We did birthday cake and our balloon tradition this afternoon, and Gabu joined us. We all wrote our balloon notes and released them in the front yard. It was windy, so we lost track of them really quickly. As always I loved reading what your siblings wrote to you. They each miss you, and we all have a thousand questions about who you are and what you're like and what Heaven is like. We all register the gap you leave in our family. Each one of us loves you deeply and longs for the day when we will know you intimately face-to-face. That day is coming. You are more a part of our future than our past. It's a beautiful promise, and I cling to it on days like today. Though I've now spent 11 of your birthdays apart from you, the birthdays we'll be separated from one another are finite. But the number of birthdays we'll be together? Those are infinite. I don't know when those will start, but once they do, they will never end. That's basically impossible for me to wrap my mind around, but it sure is a comforting thought. What are 60 birthdays apart compared to infinite birthdays together? Just a blink of the eye. I'm coming, my dear Samuel. I will be there soon-ish. Probably really soon to you but not so soon to me. And in the meantime, I know you are fully you, fully alive, fully joyful, lacking absolutely nothing. You are in the presence of Jesus, and there is nothing more you need. You are content in the truest way, and therefore you are patient for our arrival. That is beautiful. I am so pleased that you are enjoying the bounty of Heaven and the unwavering love of Jesus in His very presence. There is nothing better. And I couldn't want more for you than that.

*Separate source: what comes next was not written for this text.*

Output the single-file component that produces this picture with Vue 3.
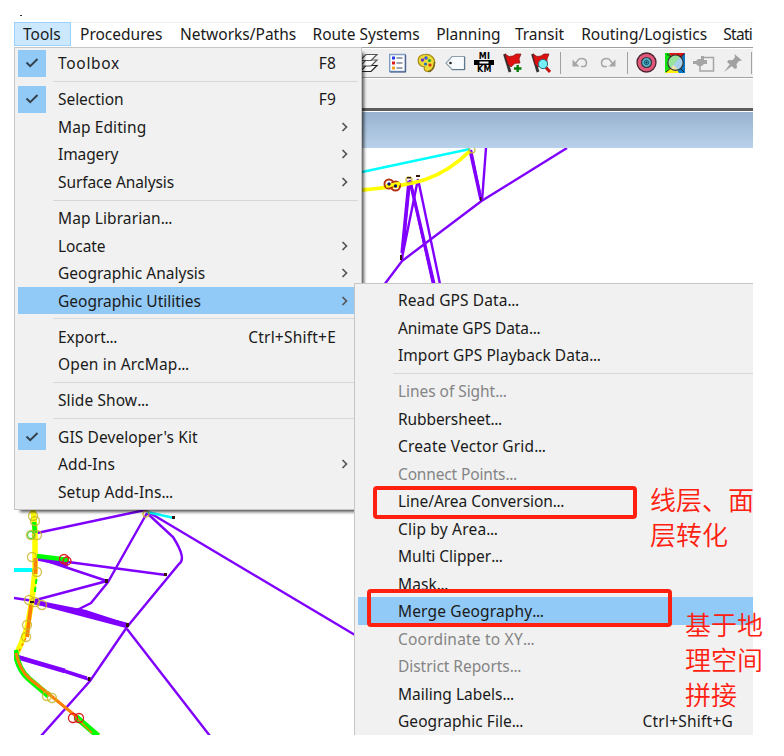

I love you, Samuel Erik Apinis, my son. Do you know one of my favorite titles of all-time is "Samuel's mom"? I've only been called it a handful of times, but it fills my heart with joy whenever I think of it. I still remember the day nearly 12 years ago when a stranger came up to me at church about a month after you died and asked, "Are you Samuel's mom?" My heart swelled with joy and pride and sorrow all at once. No one had called me that since you'd gone to Heaven, and in that moment I realized I hadn't thought I would ever hear those words again. They were beautiful and heartbreaking but mostly beautiful. I remember my eyes welled up with tears as I said, "Yes. Yes, I am. I am Samuel's mom." Or maybe no words came out at all, and I could only manage a head-nod because the joy of the title overtook me. But that moment and those emotions have stayed with me all these years -- turning in surprise to a stranger's tender smile and feeling so much pride that I got to be your mom. Only me. It's a title only I have the honor of carrying, and I am so thankful God chose me. He could have written a different story, but He wrote this beautiful one, and I praise Him for your life and trusting your dad and I to be your parents. We are forever grateful and forever changed because of YOU.
Happy Birthday, Samuel. I love you more than words can ever say.